Reliance on natural gas unlikely to ease in region

BOSTON – New England’s electricity market will continue to rely heavily on natural gas as a fuel source over the next two decades, even if the region invests more in alternative sources, the operator of the region’s power grid says.

A study released Thursday from ISO New England Inc. said unless the price of natural gas falls sharply, there will be no significant drop in electricity rates, according to The Boston Globe. Few energy investors are forecasting such a decline.

“Given the region’s lack of indigenous fuel supplies, its dependence on imported fossil fuels, and its tightening environmental policies, substantially reducing regional electricity costs will be difficult,” the study says.
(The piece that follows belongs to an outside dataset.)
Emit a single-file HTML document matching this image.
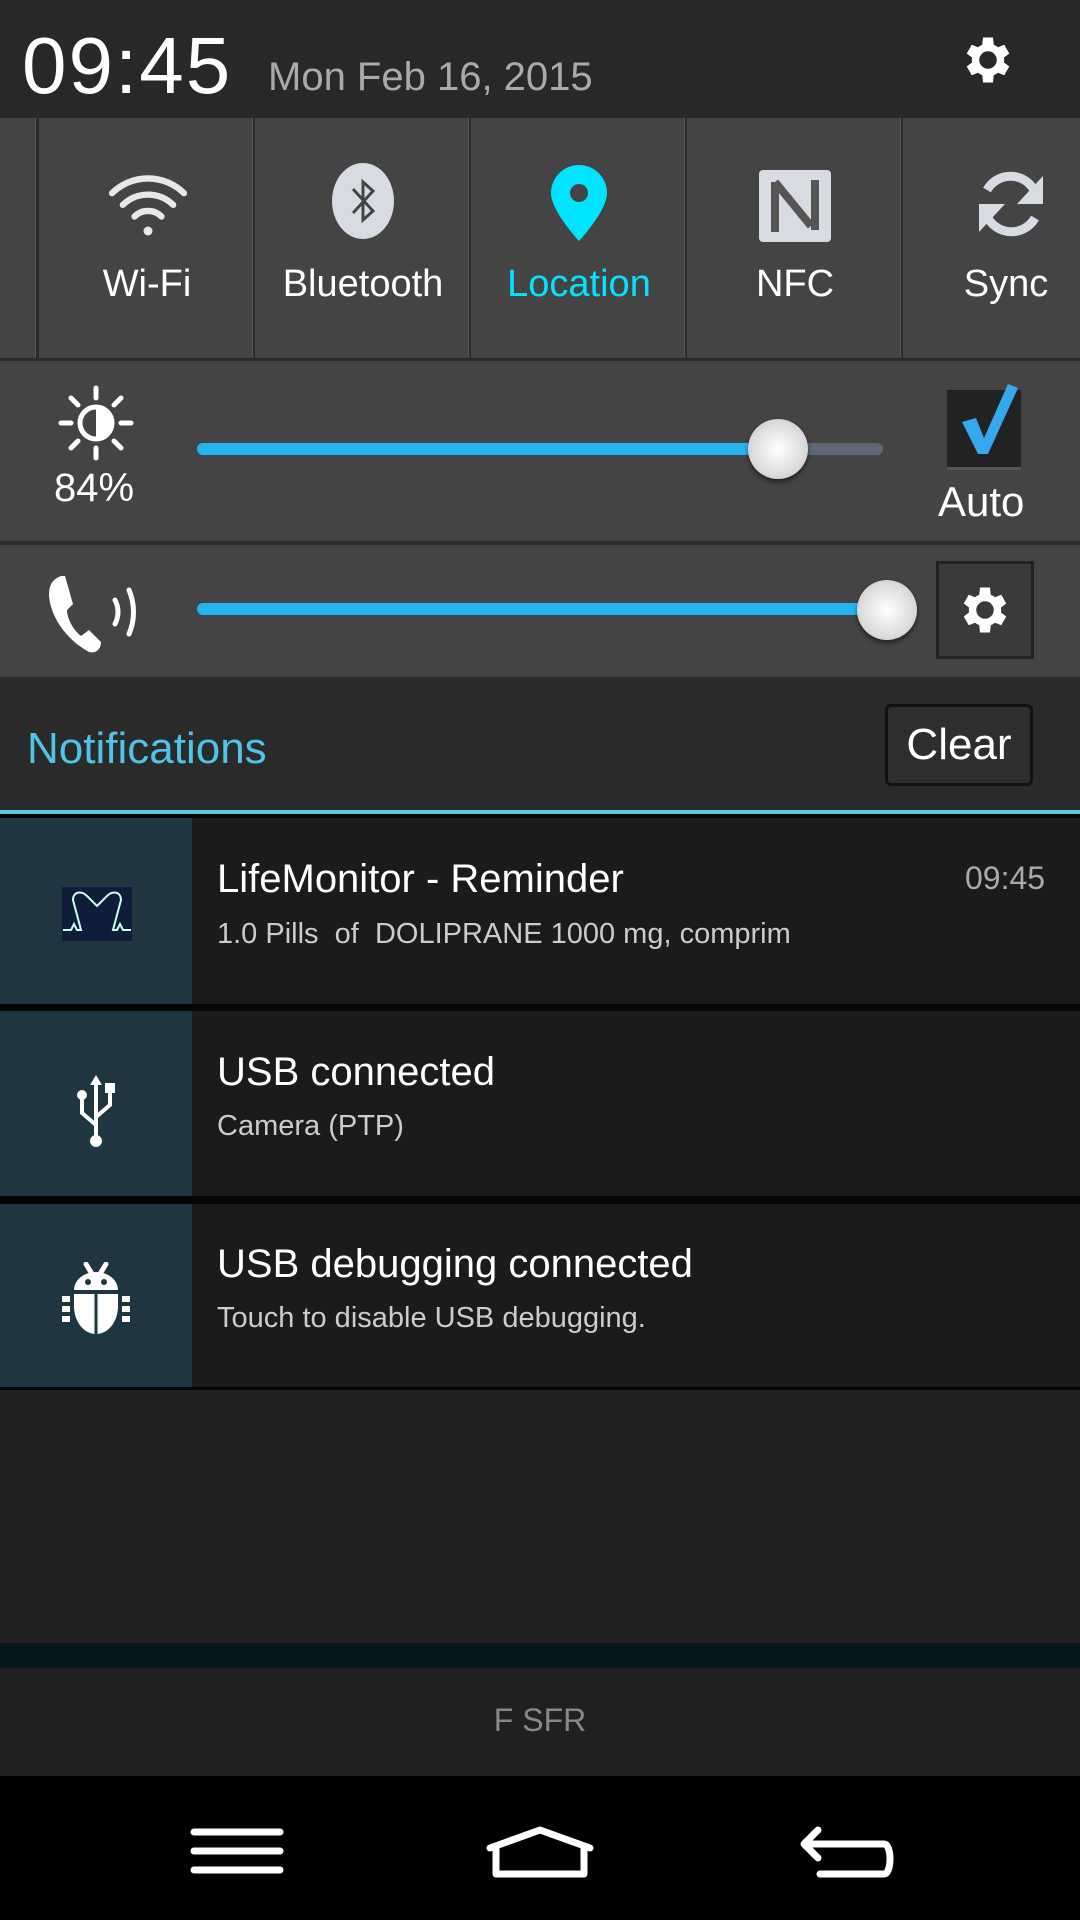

The report from ISO New England, which runs the six-state power grid and the region’s $10 billion wholesale power market, highlights the region’s growing reliance in recent years on natural gas to produce electricity.

Natural gas was cheap and plentiful a few years ago, which led to the region’s growing investment this decade in gas-fired generating plants.

But natural gas has since become prone to winter price spikes that have led to sharp increases in the region’s electricity rates, which are among the nation’s highest.

The ISO report examines 52 approaches to meeting demand for electricity through 2025, including massive conservation efforts, building nuclear generators at existing nuclear plants, and a regional campaign to push for cleaner-burning coal plants.

Regardless of which approach is taken, gas prices will determine the price of electricity for 90 percent of the time between 2020 and 2025, the report says.

Even if most or all of the region’s growing appetite for electricity is met with other technologies, “it’s not going to significantly alter our dependency on natural gas,” said Gordon van Welie, chief executive of ISO. “And diversification away from natural gas will have a cost associated with it.”